** START OF Material provided **
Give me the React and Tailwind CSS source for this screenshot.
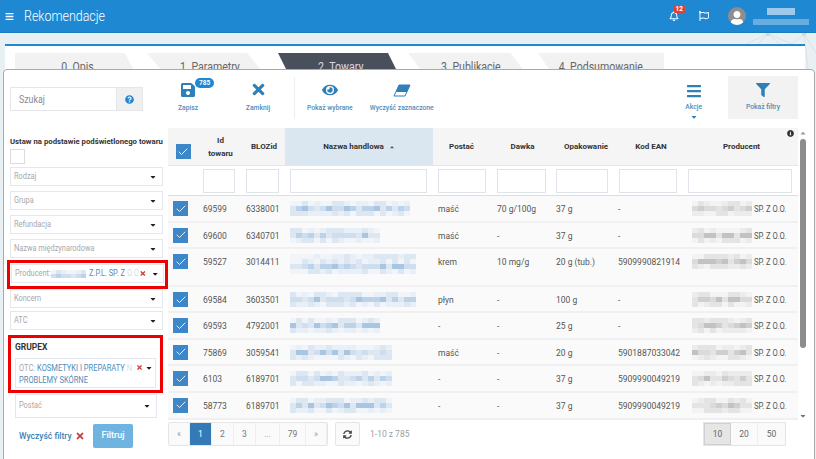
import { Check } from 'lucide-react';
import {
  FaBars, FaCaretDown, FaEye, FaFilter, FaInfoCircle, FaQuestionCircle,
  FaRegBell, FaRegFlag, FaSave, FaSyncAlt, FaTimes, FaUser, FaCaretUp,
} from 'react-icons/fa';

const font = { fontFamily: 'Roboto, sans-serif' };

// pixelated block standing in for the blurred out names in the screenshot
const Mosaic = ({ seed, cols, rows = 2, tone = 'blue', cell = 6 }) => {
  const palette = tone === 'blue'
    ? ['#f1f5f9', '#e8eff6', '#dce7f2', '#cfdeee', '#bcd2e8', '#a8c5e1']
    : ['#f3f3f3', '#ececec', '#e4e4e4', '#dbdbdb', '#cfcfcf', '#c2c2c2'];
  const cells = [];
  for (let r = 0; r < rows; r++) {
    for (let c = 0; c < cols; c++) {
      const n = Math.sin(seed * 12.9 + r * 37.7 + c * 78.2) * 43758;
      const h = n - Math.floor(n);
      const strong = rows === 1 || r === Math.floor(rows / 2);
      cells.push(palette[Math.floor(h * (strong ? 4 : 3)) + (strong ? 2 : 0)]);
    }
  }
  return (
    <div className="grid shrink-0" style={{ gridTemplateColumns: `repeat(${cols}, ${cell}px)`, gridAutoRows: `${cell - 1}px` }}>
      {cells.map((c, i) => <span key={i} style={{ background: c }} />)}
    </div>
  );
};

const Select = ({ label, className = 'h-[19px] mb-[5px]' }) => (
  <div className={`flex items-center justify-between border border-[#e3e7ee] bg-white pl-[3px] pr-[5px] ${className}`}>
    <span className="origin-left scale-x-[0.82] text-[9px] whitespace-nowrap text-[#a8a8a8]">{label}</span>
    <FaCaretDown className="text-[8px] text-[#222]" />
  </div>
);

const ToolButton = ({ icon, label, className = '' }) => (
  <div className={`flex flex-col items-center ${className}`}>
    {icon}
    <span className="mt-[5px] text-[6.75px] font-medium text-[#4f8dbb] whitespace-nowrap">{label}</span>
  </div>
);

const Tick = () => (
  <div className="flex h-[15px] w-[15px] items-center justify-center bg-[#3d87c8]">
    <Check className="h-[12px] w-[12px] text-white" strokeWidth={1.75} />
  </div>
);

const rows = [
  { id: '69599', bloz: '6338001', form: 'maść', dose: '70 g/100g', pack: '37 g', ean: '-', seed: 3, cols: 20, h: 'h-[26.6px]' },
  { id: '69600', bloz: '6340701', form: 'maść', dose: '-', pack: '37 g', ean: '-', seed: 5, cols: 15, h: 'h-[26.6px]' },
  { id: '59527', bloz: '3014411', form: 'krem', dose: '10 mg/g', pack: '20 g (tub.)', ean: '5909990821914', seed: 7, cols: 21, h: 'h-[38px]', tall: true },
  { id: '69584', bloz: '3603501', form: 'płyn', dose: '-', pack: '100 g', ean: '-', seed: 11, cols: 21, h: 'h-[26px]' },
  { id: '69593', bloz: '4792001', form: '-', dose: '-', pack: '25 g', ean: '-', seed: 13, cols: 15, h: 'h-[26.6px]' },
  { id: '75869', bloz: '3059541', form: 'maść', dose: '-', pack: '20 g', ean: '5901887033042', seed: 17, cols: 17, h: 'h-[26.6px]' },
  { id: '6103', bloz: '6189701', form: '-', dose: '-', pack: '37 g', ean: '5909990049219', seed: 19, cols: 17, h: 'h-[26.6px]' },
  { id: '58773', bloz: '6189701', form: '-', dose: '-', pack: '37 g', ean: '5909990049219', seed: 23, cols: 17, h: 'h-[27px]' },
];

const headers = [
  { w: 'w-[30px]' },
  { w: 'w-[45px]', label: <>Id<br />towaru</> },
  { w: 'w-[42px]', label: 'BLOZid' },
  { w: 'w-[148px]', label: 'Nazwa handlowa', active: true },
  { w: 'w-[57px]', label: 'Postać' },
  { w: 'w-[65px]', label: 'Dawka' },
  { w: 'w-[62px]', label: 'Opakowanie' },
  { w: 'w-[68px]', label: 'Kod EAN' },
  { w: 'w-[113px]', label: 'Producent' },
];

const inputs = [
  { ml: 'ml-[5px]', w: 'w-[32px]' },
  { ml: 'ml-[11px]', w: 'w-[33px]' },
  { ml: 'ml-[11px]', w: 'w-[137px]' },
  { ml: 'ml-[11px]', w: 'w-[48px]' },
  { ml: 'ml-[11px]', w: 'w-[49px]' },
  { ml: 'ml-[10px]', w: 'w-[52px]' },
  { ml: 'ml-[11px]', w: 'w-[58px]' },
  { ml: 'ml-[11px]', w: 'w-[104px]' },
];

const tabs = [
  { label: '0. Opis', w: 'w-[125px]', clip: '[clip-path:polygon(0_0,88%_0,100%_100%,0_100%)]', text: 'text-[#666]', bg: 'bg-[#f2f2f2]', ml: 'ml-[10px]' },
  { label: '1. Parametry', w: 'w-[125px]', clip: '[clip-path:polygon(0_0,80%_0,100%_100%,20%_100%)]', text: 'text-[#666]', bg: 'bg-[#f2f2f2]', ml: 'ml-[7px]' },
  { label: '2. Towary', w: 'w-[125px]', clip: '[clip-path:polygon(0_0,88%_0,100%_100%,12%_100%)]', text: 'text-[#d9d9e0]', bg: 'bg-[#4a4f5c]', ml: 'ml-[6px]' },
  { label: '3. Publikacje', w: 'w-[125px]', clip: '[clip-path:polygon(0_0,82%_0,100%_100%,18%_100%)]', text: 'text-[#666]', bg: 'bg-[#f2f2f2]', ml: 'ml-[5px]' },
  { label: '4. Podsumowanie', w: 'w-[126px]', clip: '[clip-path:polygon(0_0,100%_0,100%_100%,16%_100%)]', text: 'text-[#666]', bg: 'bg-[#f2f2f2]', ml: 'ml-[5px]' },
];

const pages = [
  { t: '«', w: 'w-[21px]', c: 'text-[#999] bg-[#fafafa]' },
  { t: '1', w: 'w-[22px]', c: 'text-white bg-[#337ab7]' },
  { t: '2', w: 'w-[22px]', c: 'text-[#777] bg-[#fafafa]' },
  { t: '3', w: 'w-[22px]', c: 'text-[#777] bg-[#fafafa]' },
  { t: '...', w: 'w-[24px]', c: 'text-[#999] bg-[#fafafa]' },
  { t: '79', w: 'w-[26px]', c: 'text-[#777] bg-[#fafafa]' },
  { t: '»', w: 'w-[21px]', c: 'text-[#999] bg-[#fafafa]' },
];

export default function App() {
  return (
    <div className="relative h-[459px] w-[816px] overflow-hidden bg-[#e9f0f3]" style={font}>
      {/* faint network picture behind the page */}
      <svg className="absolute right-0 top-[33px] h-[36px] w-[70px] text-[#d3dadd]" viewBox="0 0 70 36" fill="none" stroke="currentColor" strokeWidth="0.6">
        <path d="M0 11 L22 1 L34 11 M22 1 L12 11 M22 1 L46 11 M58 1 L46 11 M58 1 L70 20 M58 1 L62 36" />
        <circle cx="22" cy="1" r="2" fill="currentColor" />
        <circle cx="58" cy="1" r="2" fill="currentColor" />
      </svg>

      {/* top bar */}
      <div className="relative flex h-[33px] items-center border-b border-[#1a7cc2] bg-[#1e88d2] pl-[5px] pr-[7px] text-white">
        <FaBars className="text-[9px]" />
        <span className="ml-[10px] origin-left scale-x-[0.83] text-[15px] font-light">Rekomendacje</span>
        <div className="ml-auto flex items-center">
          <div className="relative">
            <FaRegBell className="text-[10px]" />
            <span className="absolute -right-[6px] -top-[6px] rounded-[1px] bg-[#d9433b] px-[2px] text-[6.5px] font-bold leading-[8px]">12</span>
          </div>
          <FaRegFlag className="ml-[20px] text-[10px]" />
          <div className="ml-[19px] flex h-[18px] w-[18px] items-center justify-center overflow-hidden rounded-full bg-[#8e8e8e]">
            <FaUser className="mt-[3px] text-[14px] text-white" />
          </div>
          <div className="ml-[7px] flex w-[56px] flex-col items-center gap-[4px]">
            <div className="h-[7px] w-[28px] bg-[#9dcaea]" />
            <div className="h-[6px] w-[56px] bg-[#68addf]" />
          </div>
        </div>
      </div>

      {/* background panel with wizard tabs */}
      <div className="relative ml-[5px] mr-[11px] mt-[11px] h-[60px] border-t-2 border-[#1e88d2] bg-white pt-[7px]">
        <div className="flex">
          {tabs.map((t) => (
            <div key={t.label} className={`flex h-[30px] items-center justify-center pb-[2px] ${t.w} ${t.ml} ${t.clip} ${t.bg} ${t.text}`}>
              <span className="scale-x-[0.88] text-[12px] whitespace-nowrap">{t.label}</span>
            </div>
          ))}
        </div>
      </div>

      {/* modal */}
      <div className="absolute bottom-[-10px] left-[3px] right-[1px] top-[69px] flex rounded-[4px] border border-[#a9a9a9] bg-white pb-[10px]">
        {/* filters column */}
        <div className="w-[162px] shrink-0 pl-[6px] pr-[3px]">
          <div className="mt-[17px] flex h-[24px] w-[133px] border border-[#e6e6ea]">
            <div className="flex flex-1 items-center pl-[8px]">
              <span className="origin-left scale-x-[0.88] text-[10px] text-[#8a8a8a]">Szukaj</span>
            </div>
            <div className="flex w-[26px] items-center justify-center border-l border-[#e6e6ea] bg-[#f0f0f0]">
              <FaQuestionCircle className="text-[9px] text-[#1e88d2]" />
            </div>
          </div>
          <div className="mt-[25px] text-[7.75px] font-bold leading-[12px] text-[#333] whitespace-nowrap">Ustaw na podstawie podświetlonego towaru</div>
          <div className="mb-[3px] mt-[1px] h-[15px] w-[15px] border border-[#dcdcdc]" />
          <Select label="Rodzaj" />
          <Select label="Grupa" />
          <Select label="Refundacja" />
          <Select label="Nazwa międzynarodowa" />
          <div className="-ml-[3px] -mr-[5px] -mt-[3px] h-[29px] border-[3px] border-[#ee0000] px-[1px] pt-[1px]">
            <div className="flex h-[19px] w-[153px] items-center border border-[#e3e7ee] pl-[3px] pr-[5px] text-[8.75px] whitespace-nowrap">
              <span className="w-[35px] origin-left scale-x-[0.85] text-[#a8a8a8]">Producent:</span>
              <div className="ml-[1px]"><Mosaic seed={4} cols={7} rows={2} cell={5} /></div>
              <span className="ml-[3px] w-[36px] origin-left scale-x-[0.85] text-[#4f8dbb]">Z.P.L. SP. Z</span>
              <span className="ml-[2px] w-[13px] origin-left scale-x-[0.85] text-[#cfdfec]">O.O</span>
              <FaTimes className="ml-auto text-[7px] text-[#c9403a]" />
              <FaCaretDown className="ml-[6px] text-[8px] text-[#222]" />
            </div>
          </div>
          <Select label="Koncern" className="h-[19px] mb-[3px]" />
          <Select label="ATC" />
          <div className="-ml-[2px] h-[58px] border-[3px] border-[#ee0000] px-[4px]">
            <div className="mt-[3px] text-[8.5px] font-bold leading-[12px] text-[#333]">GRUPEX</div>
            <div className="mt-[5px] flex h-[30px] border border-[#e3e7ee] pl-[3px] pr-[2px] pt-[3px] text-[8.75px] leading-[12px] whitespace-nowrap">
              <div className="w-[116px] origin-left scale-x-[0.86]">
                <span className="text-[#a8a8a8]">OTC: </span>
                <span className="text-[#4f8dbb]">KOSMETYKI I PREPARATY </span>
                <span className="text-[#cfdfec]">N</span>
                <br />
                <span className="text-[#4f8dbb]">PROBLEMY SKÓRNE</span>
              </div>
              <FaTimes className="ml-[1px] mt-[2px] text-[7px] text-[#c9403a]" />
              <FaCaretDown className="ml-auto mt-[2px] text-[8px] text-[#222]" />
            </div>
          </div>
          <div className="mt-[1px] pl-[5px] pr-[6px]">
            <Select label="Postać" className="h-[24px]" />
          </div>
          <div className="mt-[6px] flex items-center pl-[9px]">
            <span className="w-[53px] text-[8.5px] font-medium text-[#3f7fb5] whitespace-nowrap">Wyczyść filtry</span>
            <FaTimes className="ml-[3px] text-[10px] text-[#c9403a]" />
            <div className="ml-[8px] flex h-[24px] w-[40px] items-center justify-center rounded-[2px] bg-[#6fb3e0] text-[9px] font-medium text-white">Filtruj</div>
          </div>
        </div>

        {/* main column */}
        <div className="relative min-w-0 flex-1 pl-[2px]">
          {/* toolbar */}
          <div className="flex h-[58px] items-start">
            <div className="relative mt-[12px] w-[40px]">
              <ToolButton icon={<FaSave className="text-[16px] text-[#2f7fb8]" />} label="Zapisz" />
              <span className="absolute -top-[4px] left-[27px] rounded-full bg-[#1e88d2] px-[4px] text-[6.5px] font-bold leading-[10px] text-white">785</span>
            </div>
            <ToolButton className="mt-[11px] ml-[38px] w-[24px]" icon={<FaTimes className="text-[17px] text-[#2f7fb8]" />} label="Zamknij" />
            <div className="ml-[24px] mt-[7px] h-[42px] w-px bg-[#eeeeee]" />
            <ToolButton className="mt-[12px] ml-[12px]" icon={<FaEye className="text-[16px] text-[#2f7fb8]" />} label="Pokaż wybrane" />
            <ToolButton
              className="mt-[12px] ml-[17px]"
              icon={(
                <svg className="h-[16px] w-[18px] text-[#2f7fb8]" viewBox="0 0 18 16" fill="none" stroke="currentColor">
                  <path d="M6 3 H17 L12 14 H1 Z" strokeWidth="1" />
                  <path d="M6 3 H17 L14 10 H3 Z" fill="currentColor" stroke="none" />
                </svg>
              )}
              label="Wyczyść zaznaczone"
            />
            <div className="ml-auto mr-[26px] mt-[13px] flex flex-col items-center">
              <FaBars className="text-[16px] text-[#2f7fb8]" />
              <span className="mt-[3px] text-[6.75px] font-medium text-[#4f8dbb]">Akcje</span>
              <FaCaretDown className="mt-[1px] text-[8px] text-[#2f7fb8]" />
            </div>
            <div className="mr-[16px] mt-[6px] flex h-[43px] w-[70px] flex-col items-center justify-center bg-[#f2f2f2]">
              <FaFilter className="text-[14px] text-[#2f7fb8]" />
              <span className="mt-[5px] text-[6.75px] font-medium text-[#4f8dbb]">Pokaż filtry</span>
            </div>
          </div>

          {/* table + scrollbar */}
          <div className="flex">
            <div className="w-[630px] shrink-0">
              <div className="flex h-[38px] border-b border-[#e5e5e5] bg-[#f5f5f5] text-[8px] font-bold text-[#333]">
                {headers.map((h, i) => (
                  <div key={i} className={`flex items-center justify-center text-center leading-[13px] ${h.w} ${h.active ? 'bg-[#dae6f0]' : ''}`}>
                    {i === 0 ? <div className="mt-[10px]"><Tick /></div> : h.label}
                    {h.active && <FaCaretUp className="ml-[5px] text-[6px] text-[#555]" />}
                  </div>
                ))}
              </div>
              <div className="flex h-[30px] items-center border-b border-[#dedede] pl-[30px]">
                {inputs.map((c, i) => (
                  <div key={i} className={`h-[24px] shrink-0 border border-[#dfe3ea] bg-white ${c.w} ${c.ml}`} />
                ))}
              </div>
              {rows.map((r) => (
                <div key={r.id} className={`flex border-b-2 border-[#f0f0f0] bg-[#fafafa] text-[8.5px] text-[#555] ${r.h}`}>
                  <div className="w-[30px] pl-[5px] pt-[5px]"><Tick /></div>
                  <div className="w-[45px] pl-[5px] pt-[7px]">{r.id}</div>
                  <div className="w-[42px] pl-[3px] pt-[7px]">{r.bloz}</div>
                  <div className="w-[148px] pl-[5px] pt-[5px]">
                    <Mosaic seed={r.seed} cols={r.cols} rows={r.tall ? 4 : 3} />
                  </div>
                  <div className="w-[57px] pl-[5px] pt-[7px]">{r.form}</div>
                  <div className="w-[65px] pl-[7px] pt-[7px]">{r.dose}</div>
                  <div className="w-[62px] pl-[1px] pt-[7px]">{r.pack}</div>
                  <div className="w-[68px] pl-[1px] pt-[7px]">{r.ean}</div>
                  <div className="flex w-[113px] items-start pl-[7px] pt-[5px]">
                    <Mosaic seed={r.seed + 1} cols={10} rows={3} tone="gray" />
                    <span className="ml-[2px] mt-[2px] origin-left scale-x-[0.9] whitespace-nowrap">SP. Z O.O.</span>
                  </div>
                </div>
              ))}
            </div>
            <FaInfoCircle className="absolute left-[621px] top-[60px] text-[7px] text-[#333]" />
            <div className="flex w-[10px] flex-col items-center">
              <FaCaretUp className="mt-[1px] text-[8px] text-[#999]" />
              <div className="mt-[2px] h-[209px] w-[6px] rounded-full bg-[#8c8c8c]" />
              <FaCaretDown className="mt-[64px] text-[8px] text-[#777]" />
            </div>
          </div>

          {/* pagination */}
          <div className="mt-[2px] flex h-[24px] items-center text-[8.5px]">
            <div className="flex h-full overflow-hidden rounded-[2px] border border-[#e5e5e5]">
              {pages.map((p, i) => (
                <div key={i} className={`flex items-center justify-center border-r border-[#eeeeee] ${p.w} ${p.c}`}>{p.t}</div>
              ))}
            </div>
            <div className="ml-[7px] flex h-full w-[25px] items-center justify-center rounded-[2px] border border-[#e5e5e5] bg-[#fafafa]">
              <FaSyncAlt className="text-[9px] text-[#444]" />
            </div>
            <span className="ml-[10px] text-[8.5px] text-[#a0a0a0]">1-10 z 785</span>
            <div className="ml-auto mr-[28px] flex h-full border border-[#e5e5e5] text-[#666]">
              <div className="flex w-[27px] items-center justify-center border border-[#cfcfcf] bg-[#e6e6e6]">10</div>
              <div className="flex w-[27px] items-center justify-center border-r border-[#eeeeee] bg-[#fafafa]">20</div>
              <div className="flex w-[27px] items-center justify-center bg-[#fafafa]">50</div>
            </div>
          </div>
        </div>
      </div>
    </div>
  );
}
** END OF Material provided **
> Work to do:
Begin at the first line of the material and copy each line exactly through the one containing "fontFamily: 'Roboto, sans-serif'". Omit pictures.

> Task solution:
Give me the React and Tailwind CSS source for this screenshot.
import { Check } from 'lucide-react';
import {
  FaBars, FaCaretDown, FaEye, FaFilter, FaInfoCircle, FaQuestionCircle,
  FaRegBell, FaRegFlag, FaSave, FaSyncAlt, FaTimes, FaUser, FaCaretUp,
} from 'react-icons/fa';

const font = { fontFamily: 'Roboto, sans-serif' };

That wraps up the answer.